Se os que a construíram ainda lá estivessem
A casa seria pequena de mais.

O fogão aquece. O oleiro que o fez
Já ninguém o conhece. O lavrador
Não reconhece a broa de pão.

Como se levantaria, sem o esquecimento
Da noite que apaga os rastos, o homem de manhã?
Como é que o que foi espancado seis vezes
Se ergueria do chão à sétima
Pra lavrar o pedregal, pra voar
Ao céu perigoso?

A fraqueza da memória dá
Fortaleza aos homens."

Bertold Brecht, in 'Lendas, Parábolas, Crónicas, Sátiras e outros Poemas'
Tradução de Paulo Quintela 
     

 

domingo, 15 de fevereiro de 2015

Puxa, puxa, a vassoura da bruxa


Mensagem da Marta, no telemóvel:

«Avô, compras-me uma vassoura? »

Vamos lá tirar isto a limpo:

- Está, Marta?....

O que eu calculava. Vassoura de bruxa, quer mascarar-se na festa da Escola, amanhã sexta-feira. Vão desfilar pelas ruas de Sintra, antes da pausa do Carnaval. A mãe já lhe comprou a fantasia, só falta a vassoura.

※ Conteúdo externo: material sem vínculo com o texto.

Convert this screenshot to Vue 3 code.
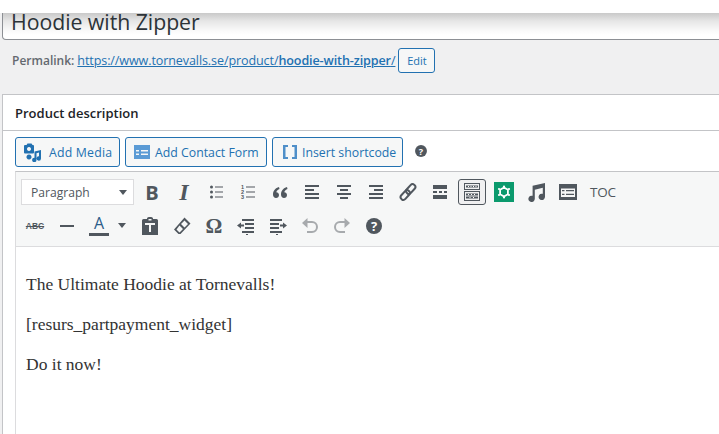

E que posso eu fazer hoje,  neste dia a que a bisa Maria chamava quinta-feira de compadres?

Também havia uma  quinta-feira das comadres, ou seja, a penúltima antes de Terça-feira Gorda. 

-Não, Marta não vou maçar-te  com mais histórias da bisa. Quando um dia quiseres saber delas, já não terás modo de mas ouvir. Vamos à vassoura…

Então não lembro, menina, quando lengalengava contigo, para que comesses mais um colher de sopa: Puxa, puxa, a vassoura da bruxa!

Uma vassoura à  medida dos teus desejos, e dos meus, se possível .

***

Comecei pela loja dos chineses. Plásticos e mais plástico! De palha, já não  se fabrica. Quantos milhares de chineses vassoureiros  terão, entrementes, perecido sem deixar notícias da sua arte? Fez-se-me luz: e esteiras, têm esteiras? Desfeitas , forneceriam junco para a vassoura. Seria apenas uma questão de trabalho. Todavia:

- Só esteilas  plástico!

Não cedo. Ainda me resta a hipótese da drogaria, a última cá do bairro.

 

Já me custa subir esta calçada da Rinchoa, Marta. Ainda ontem por aqui andei a saltitar com a tua mãe e tios. Dava-me jeito ter agora à mão aquele meio cajado de madeira que, há uns tempos, eu destinava a futura bengala.  Está lá em casa, atrás da porta. E agora acabou-se: será cabo da tua vassoura. Tem altura e espessura ideal para o efeito.

Continua a faltar o principal, Marta. Aqui na drogaria, loja de ferragens, tintas e muitos desnecessários  etcs, há tudo, menos a vassoura ideal ou material para a sua feitoria. Não, não vou comprar-te aquele vassourão de piaçaba. Além de não poderes com ele, há de destoar com o teu vestido, vestido que ainda não vi, entenda-se.

 

Não se perca mais tempo. O que nos reserva a solução artesanal? Há um cabo, herdei o saber-fazer mas falta a palha. Que tristeza, nem um maço de ráfia se vende na drogaria dos etcs.

E a ráfia? Cujo último fornecimento fora adquirido, dias antes, por um cliente para enxertias, carregou-me no interruptor.

À falta de barbascos, ineixas ou giestas, com que se varriam pátios quintais e eiras, temos substituintes no quintal da vizinha Ana.

 

«Já está. Gostas,  Marta?» Foto em anexo.

Respondeu-me no fim das aulas:

- Iá, avô, tá o máximo. Que folhas são aquelas, pergunta a mãe.

Ramitos de cana da India misturados com folhas de iúca.

Tudo muito bem amarrado ao cabo, como fazia o bisa António. Com várias voltas de arame de zinco.

- A corda que se vê por fora é só para enfeitar, Marta…

- Beijinho, avô!

Ah se eu pudesse repartir esse beijito com quem me ensinou a fazer vassouras, quando eu tinha oito anos como tu.